The problem
Provide an exact copy of the data, excluding the images.

------------------------------------------------

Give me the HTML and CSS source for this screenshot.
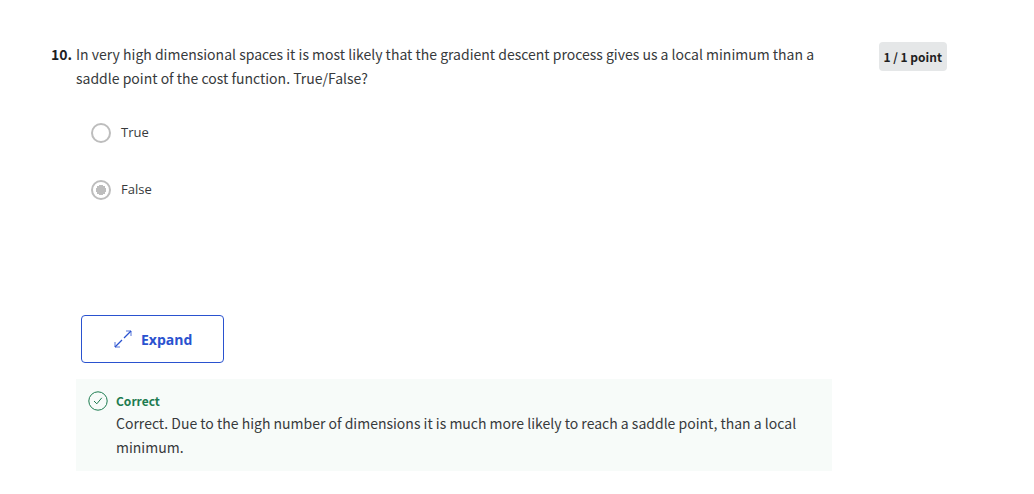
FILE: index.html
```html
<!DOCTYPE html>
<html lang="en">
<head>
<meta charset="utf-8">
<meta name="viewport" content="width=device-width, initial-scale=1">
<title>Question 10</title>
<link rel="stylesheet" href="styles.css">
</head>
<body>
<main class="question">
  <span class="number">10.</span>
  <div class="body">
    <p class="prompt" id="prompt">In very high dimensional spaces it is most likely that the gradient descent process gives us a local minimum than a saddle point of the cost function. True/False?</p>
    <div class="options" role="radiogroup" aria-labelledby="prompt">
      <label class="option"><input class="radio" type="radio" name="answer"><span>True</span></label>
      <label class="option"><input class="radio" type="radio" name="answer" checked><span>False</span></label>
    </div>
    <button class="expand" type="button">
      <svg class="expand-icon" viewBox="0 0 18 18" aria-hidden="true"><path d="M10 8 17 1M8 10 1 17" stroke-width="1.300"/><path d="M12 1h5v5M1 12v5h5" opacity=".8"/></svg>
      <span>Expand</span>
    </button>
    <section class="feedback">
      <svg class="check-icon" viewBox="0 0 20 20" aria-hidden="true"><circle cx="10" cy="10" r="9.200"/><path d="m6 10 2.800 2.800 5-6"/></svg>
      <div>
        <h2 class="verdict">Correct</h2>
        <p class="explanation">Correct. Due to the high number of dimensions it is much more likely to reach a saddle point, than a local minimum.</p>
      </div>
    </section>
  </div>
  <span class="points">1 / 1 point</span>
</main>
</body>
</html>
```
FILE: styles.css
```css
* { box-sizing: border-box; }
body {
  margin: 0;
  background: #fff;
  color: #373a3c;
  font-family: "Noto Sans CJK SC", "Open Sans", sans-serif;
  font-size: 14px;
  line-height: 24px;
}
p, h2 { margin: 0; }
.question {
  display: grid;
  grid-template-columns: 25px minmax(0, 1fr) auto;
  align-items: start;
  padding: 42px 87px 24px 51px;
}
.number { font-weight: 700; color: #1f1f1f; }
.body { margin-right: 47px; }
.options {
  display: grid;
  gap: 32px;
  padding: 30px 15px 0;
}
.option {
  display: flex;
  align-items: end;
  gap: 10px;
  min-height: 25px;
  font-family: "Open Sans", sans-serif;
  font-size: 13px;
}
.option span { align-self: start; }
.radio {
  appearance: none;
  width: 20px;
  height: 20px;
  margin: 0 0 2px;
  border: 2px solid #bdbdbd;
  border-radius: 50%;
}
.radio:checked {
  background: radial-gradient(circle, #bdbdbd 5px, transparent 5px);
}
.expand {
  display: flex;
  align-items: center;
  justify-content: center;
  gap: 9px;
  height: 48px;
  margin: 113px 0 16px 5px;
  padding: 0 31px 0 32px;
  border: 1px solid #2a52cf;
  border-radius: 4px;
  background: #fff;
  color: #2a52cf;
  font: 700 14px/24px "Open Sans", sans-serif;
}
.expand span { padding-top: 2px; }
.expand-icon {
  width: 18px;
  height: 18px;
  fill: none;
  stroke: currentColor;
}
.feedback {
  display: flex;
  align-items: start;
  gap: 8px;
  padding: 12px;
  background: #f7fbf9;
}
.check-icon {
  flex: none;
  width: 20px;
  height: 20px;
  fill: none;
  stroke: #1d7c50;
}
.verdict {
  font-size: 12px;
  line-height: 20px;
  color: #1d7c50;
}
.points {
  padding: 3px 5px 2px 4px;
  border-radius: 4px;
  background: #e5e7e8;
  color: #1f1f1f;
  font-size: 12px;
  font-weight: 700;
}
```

------------------------------------------------

Correct output
Give me the HTML and CSS source for this screenshot.
FILE: index.html
```html
<!DOCTYPE html>
<html lang="en">
<head>
<meta charset="utf-8">
<meta name="viewport" content="width=device-width, initial-scale=1">
<title>Question 10</title>
<link rel="stylesheet" href="styles.css">
</head>
<body>
<main class="question">
  <span class="number">10.</span>
  <div class="body">
    <p class="prompt" id="prompt">In very high dimensional spaces it is most likely that the gradient descent process gives us a local minimum than a saddle point of the cost function. True/False?</p>
    <div class="options" role="radiogroup" aria-labelledby="prompt">
      <label class="option"><input class="radio" type="radio" name="answer"><span>True</span></label>
      <label class="option"><input class="radio" type="radio" name="answer" checked><span>False</span></label>
    </div>
    <button class="expand" type="button">
      <svg class="expand-icon" viewBox="0 0 18 18" aria-hidden="true"><path d="M10 8 17 1M8 10 1 17" stroke-width="1.300"/><path d="M12 1h5v5M1 12v5h5" opacity=".8"/></svg>
      <span>Expand</span>
    </button>
    <section class="feedback">
      <svg class="check-icon" viewBox="0 0 20 20" aria-hidden="true"><circle cx="10" cy="10" r="9.200"/><path d="m6 10 2.800 2.800 5-6"/></svg>
      <div>
        <h2 class="verdict">Correct</h2>
        <p class="explanation">Correct. Due to the high number of dimensions it is much more likely to reach a saddle point, than a local minimum.</p>
      </div>
    </section>
  </div>
  <span class="points">1 / 1 point</span>
</main>
</body>
</html>
```
FILE: styles.css
```css
* { box-sizing: border-box; }
body {
  margin: 0;
  background: #fff;
  color: #373a3c;
  font-family: "Noto Sans CJK SC", "Open Sans", sans-serif;
  font-size: 14px;
  line-height: 24px;
}
p, h2 { margin: 0; }
.question {
  display: grid;
  grid-template-columns: 25px minmax(0, 1fr) auto;
  align-items: start;
  padding: 42px 87px 24px 51px;
}
.number { font-weight: 700; color: #1f1f1f; }
.body { margin-right: 47px; }
.options {
  display: grid;
  gap: 32px;
  padding: 30px 15px 0;
}
.option {
  display: flex;
  align-items: end;
  gap: 10px;
  min-height: 25px;
  font-family: "Open Sans", sans-serif;
  font-size: 13px;
}
.option span { align-self: start; }
.radio {
  appearance: none;
  width: 20px;
  height: 20px;
  margin: 0 0 2px;
  border: 2px solid #bdbdbd;
  border-radius: 50%;
}
.radio:checked {
  background: radial-gradient(circle, #bdbdbd 5px, transparent 5px);
}
.expand {
  display: flex;
  align-items: center;
  justify-content: center;
  gap: 9px;
  height: 48px;
  margin: 113px 0 16px 5px;
  padding: 0 31px 0 32px;
  border: 1px solid #2a52cf;
  border-radius: 4px;
  background: #fff;
  color: #2a52cf;
  font: 700 14px/24px "Open Sans", sans-serif;
}
.expand span { padding-top: 2px; }
.expand-icon {
  width: 18px;
  height: 18px;
  fill: none;
  stroke: currentColor;
}
.feedback {
  display: flex;
  align-items: start;
  gap: 8px;
  padding: 12px;
  background: #f7fbf9;
}
.check-icon {
  flex: none;
  width: 20px;
  height: 20px;
  fill: none;
  stroke: #1d7c50;
}
.verdict {
  font-size: 12px;
  line-height: 20px;
  color: #1d7c50;
}
.points {
  padding: 3px 5px 2px 4px;
  border-radius: 4px;
  background: #e5e7e8;
  color: #1f1f1f;
  font-size: 12px;
  font-weight: 700;
}
```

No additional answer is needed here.